Publications : 2022

Perry C, Proctor D. Short-term environmental inhalation toxicity criteria for airborne manganese protective of neurological and respiratory effects for use in air toxics risk assessment. Presentation 5-15.T-04 to Society of Environmental Toxicology and Chemistry, Pittsburgh PA, November 2022.


Manganese (Mn) is an essential element; the absorption and excretion of which is controlled by homeostasis. As such, derivation of toxicity criteria should consider non-linear toxicokinetics. Mn is also well recognized to cause central nervous system (CNS) effects and respiratory distress in association with high concentration chronic and sub-chronic airborne exposure in some occupations. The need for acute environmental Mn guidelines for regulation of air toxics has recently developed, but only limited data exist to develop a short-term health-based guideline.
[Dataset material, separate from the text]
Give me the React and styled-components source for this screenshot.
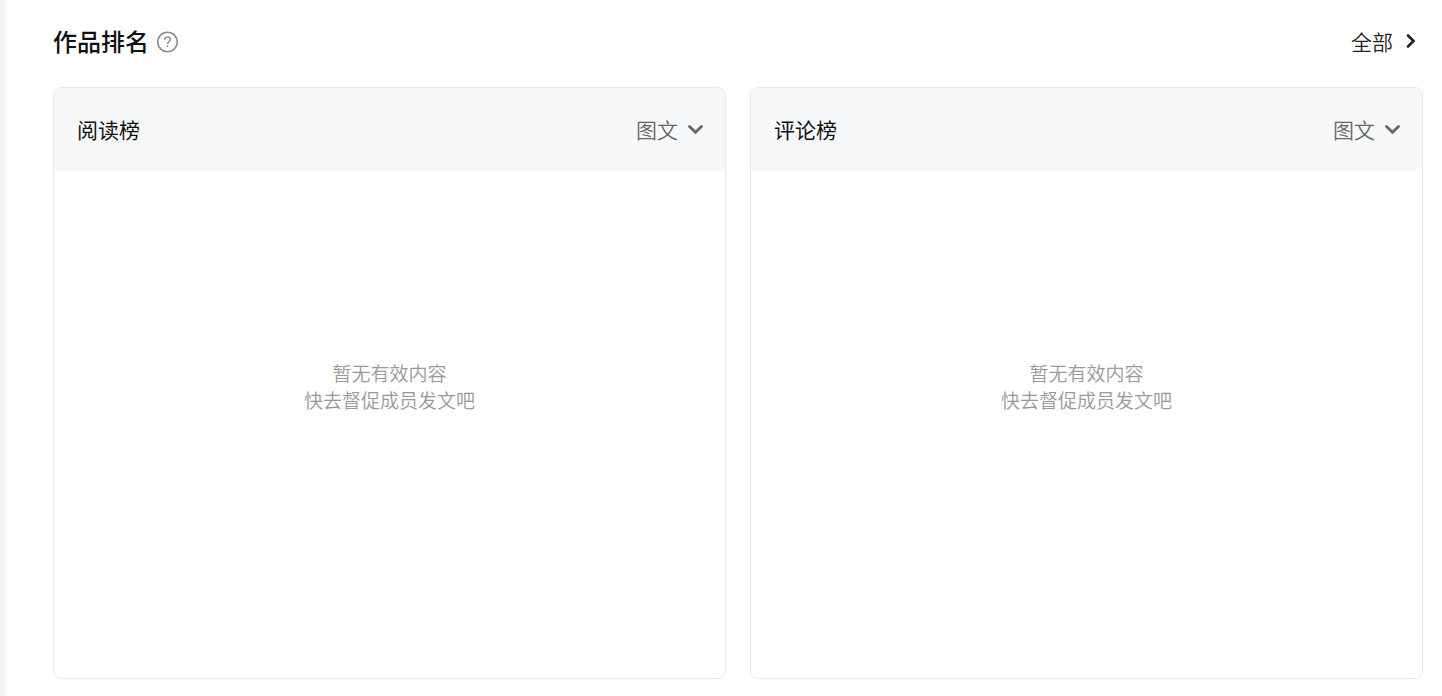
import React, {useState} from 'react'
import styled, {createGlobalStyle} from 'styled-components'

const GlobalStyle = createGlobalStyle`
* {
    box-sizing: border-box;
}
body {
    margin: 0;
    background-color: #fff;
    color: #111;
    font-family: "Noto Sans CJK SC", sans-serif;
}
`
const Page = styled.main`
min-height: 100vh;
border-left: 6px solid #f4f6f7;
padding: 23px 19px 16px 47px;
`
const TopBar = styled.header`
display: flex;
align-items: center;
justify-content: space-between;
height: 36px;
margin-bottom: 28px;
`
const TitleGroup = styled.div`
display: flex;
align-items: center;
gap: 6px;
`
const Title = styled.h1`
margin: 0;
font-size: 24px;
font-weight: 500;
line-height: 36px;
`
const HelpButton = styled.button`
display: flex;
padding: 0;
border: none;
background: none;
color: #8c8c8c;
cursor: pointer;
`
const AllLink = styled.a`
display: flex;
align-items: center;
gap: 12px;
padding-right: 6px;
color: #222;
font-size: 21px;
font-weight: 350;
line-height: 36px;
text-decoration: none;
`
const Boards = styled.div`
display: grid;
grid-template-columns: 1fr 1fr;
gap: 24px;
`
const Board = styled.section`
border: 1px solid #e8eaf1;
border-radius: 8px;
overflow: hidden;
`
const BoardHeader = styled.div`
display: flex;
align-items: center;
justify-content: space-between;
height: 82px;
padding: 0 21px 0 23px;
background-color: #f7f8fa;
`
const BoardTitle = styled.h2`
margin: 0;
font-size: 21px;
font-weight: 400;
line-height: 32px;
`
const SelectBox = styled.label`
display: flex;
align-items: center;
gap: 8px;
color: #666;
`
const TypeSelect = styled.select`
appearance: none;
padding: 0;
border: none;
background: none;
color: #666;
font-family: inherit;
font-size: 21px;
font-weight: 350;
line-height: 32px;
cursor: pointer;
`
const Empty = styled.div`
display: flex;
flex-direction: column;
align-items: center;
min-height: 508px;
padding-top: 189px;
color: #999;
font-size: 19px;
font-weight: 350;
line-height: 27px;
`
const EmptyLine = styled.p`
margin: 0;
`

const HelpIcon = () => (
    <svg width="24" height="24" viewBox="0 0 24 24" fill="none" stroke="currentColor" aria-hidden="true">
        <circle cx="12.5" cy="13" r="9.8" strokeWidth="1.6" />
        <path d="M9.7 10.7c0-1.7 1.2-2.8 2.8-2.8s2.8 1.1 2.8 2.6c0 2-2.7 2.3-2.7 4.4" strokeWidth="1.4" />
        <circle cx="12.6" cy="17.2" r="0.9" fill="currentColor" stroke="none" />
    </svg>
)

const ArrowRight = () => (
    <svg width="12" height="16" viewBox="0 0 12 16" fill="none" stroke="currentColor" strokeWidth="2.6" strokeLinecap="round" aria-hidden="true">
        <path d="M3 2.5L8.5 8L3 13.5" />
    </svg>
)

const ArrowDown = () => (
    <svg width="18" height="12" viewBox="0 0 18 12" fill="none" stroke="currentColor" strokeWidth="2.8" strokeLinecap="round" aria-hidden="true">
        <path d="M3.5 3.5L9.5 9.2L15.5 3.5" />
    </svg>
)

function RankBoard(props){
    const [type, setType] = useState('article')

    return(
        <Board>
            <BoardHeader>
                <BoardTitle>{props.title}</BoardTitle>
                <SelectBox>
                    <TypeSelect
                        aria-label={props.title}
                        value={type}
                        onChange={e => setType(e.target.value)}
                    >
                        <option value="article">图文</option>
                        <option value="video">视频</option>
                    </TypeSelect>
                    <ArrowDown />
                </SelectBox>
            </BoardHeader>
            <Empty>
                <EmptyLine>暂无有效内容</EmptyLine>
                <EmptyLine>快去督促成员发文吧</EmptyLine>
            </Empty>
        </Board>
    )
}

export default function App(){
    return(
        <Page>
            <GlobalStyle />
            <TopBar>
                <TitleGroup>
                    <Title>作品排名</Title>
                    <HelpButton type="button" aria-label="说明">
                        <HelpIcon />
                    </HelpButton>
                </TitleGroup>
                <AllLink href="#all">
                    全部
                    <ArrowRight />
                </AllLink>
            </TopBar>
            <Boards>
                <RankBoard title="阅读榜" />
                <RankBoard title="评论榜" />
            </Boards>
        </Page>
    )
}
We reviewed US state, federal, and international health-based environmental inhalation toxicity criteria, as well as occupational exposure limits, and their toxicological bases. Next, a literature search of relevant publications from 2005 though 2022 was performed to capture newly published studies. The study deemed most appropriate to provide the basis for a 24-hour exposure guideline was an inhalation study performed in monkeys exposed 5 hours per day, 5 days/week, for 3 weeks in which a lowest observed adverse effect level (LOAEL) of 1.5 mg/m3 was reported for inflammatory airway changes (e.g., mild bronchiolitis, alveolar duct inflammation). This study was also used by the Texas Commission on Environmental Quality (TCEQ) as a point of departure (POD) for establishing its short-term screening values for Mn. To this POD, we applied a cumulative uncertainty factor of 300 accounting for interspecies, intraspecies, and LOAEL to no observed adverse effect level (NOAEL) extrapolation, resulting in a conservative short-term guideline of 0.005 mg/m3. To assess the potential for CNS effects at this exposure guideline, previously published Mn physiologically based pharmacokinetic (PBPK) models for children and adults were used to predict levels of Mn in the brain (i.e., globus pallidus) for 24-hour exposure at 0.005 mg/m3. The PBPK model predictions for Mn in the globus pallidus were not significantly increased compared to diet alone and background Mn in ambient air, and well below NOAELs of 0.7–0.9 µg/g for neurological effects reported in the literature from human and primate studies. Using refined risk assessment methods, this study supports a short-term guideline for environmental exposures of 0.005 mg/m3 for use in air toxics risk assessment, including welding-fume particulates, which is equal to the TCEQ guideline and 17-times higher than that set by the Oregon Department of Environmental Quality.